* begin INFORMATION PROVIDED *

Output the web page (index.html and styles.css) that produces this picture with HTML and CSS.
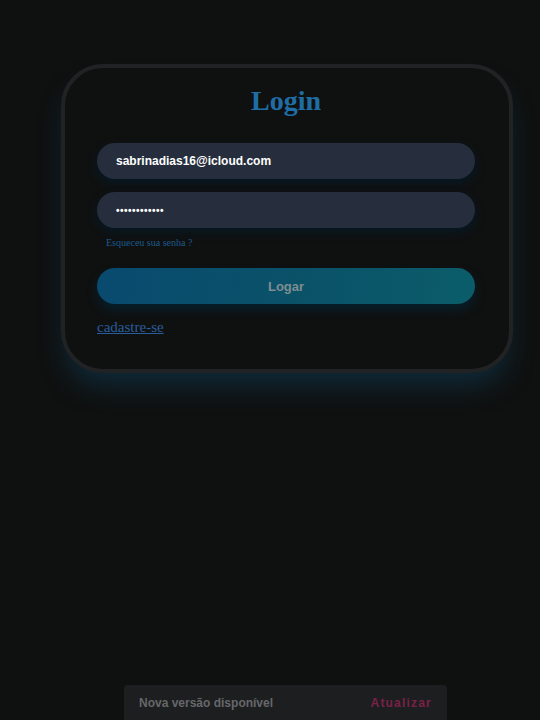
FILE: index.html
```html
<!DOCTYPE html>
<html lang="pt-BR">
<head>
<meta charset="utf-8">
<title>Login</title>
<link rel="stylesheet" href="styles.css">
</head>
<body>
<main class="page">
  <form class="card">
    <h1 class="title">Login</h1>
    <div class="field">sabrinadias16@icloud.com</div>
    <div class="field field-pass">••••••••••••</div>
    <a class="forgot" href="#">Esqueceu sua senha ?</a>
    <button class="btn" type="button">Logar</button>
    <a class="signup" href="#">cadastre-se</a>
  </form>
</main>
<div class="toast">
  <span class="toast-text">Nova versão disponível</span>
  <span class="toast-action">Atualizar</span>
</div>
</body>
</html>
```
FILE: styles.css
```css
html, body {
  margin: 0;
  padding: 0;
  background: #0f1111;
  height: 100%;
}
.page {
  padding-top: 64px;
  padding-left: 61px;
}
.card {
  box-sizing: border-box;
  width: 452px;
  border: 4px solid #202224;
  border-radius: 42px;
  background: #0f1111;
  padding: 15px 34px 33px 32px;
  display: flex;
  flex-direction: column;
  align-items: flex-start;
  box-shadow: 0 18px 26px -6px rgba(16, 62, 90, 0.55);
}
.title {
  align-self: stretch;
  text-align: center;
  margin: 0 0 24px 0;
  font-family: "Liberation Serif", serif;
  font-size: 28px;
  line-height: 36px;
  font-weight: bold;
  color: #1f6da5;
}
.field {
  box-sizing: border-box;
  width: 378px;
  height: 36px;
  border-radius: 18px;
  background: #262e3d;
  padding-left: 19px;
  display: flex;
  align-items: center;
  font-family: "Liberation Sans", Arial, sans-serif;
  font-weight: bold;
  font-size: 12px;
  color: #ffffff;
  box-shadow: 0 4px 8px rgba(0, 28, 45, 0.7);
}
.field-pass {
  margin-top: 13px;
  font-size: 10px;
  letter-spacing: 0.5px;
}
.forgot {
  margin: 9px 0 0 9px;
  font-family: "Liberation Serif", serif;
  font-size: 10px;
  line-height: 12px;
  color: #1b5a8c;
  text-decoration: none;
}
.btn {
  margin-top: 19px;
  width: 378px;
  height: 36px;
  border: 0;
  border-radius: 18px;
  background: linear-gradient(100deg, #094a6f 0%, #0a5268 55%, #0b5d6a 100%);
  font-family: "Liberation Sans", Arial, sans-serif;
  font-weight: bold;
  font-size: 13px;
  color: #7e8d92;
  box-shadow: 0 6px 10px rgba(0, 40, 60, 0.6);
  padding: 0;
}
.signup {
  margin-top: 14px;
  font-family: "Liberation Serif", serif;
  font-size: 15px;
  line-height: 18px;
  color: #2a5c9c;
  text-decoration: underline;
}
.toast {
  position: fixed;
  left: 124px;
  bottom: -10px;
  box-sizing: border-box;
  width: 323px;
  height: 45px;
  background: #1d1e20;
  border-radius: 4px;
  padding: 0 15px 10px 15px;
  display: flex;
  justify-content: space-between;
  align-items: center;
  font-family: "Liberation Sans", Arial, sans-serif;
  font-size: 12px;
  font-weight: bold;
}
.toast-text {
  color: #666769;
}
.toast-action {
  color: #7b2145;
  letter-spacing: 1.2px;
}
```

* end INFORMATION PROVIDED *

▶ _INSTRUCTION_
Choose all lines containing the string "index" and copy them out.

▶ _SOLUTION FOR THIS PROBLEM_
Output the web page (index.html and styles.css) that produces this picture with HTML and CSS.
FILE: index.html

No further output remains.